Commented by prakash jain last updated on 02/Jul/17

Ok . I missed some part in the

question . The question is

specifically asking for polynomial

function .

f (x) = 1 + x^{3} is only correct answer .

Commented by mrW1 last updated on 02/Jul/17

to 1234 hello :

I think the original question was much

more interesting and challenging

than now . Even though there was no

unique answer but one may think in

all directions . I see it as a great gain

from your original question that we

know now that the requested

function which satisfies the functional

equation could and must be of the form

f (x) = 1 \pm \frac{\underset{k = 0}{\sum^{n}} a_{k} x^{k}}{\underset{k = 0}{\sum^{n}} a_{n - k} x^{k}} .
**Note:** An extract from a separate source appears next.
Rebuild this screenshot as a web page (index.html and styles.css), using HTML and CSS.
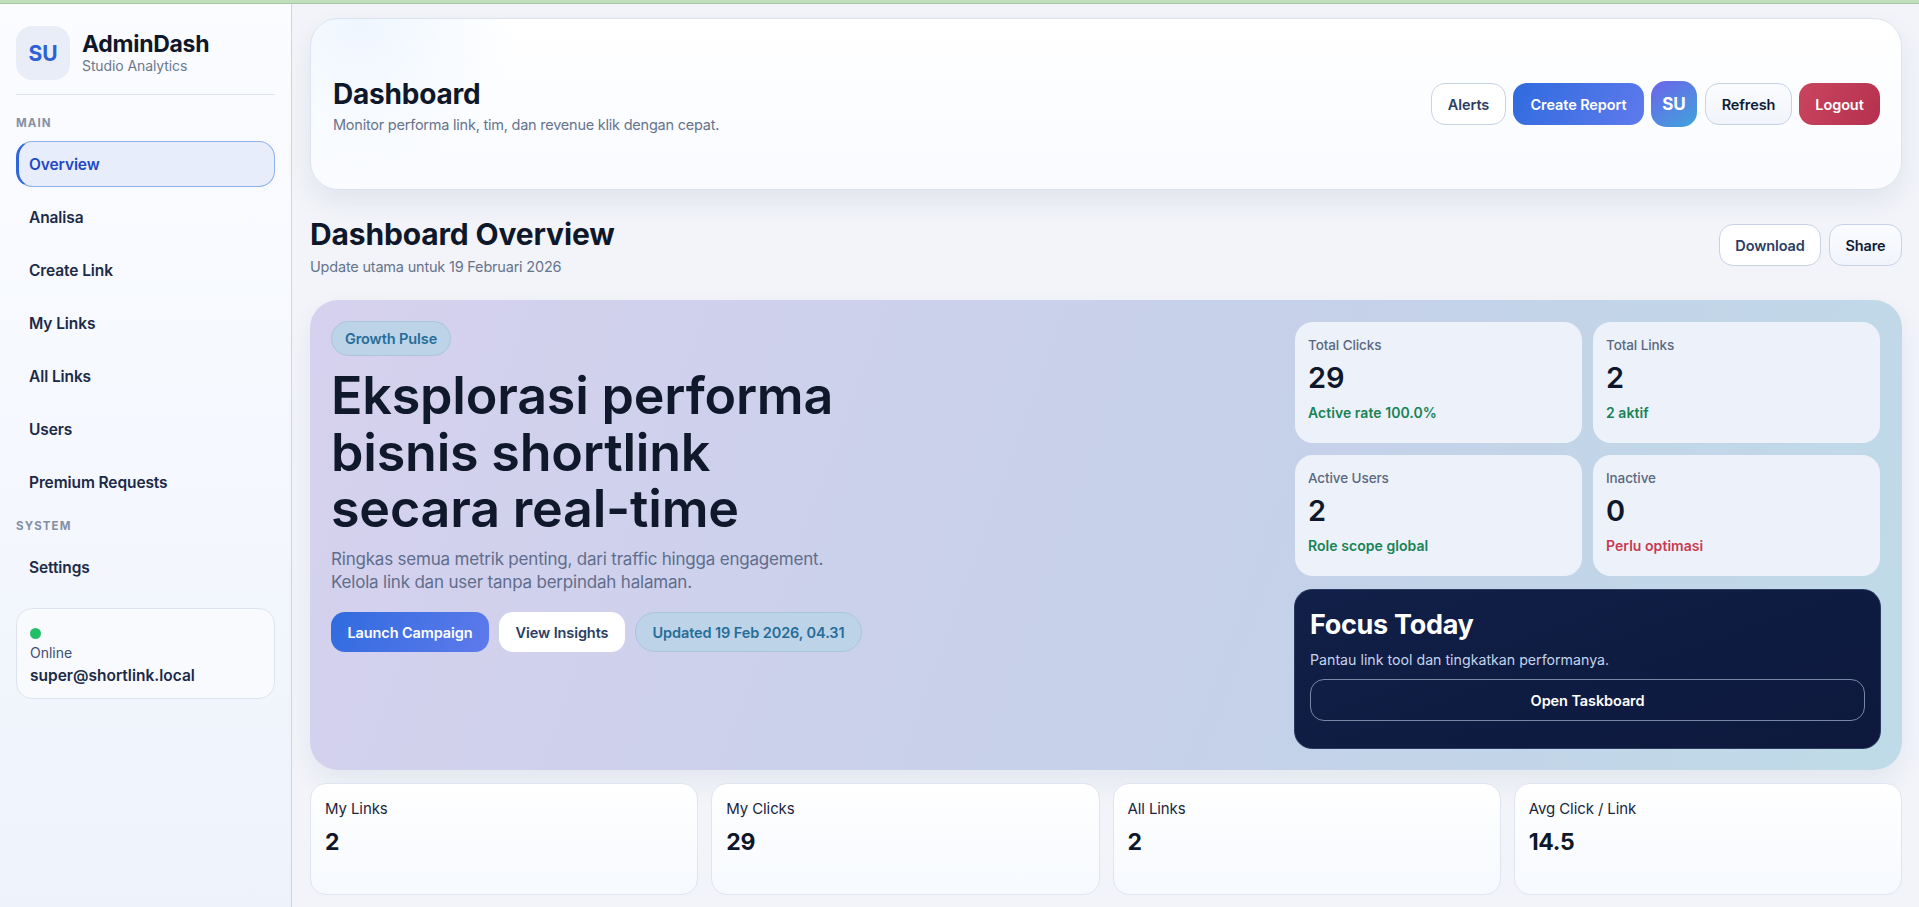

We {hadn}^{'} t lernt so much if you had

said from very begining that f (x)

is a polynominal function, because

that would have restricted the direction

for our thinking .

Commented by 1234Hello last updated on 03/Jul/17

But this was the original question! I

was in a hurry so I first posted that

version . Thanks all for your efforts!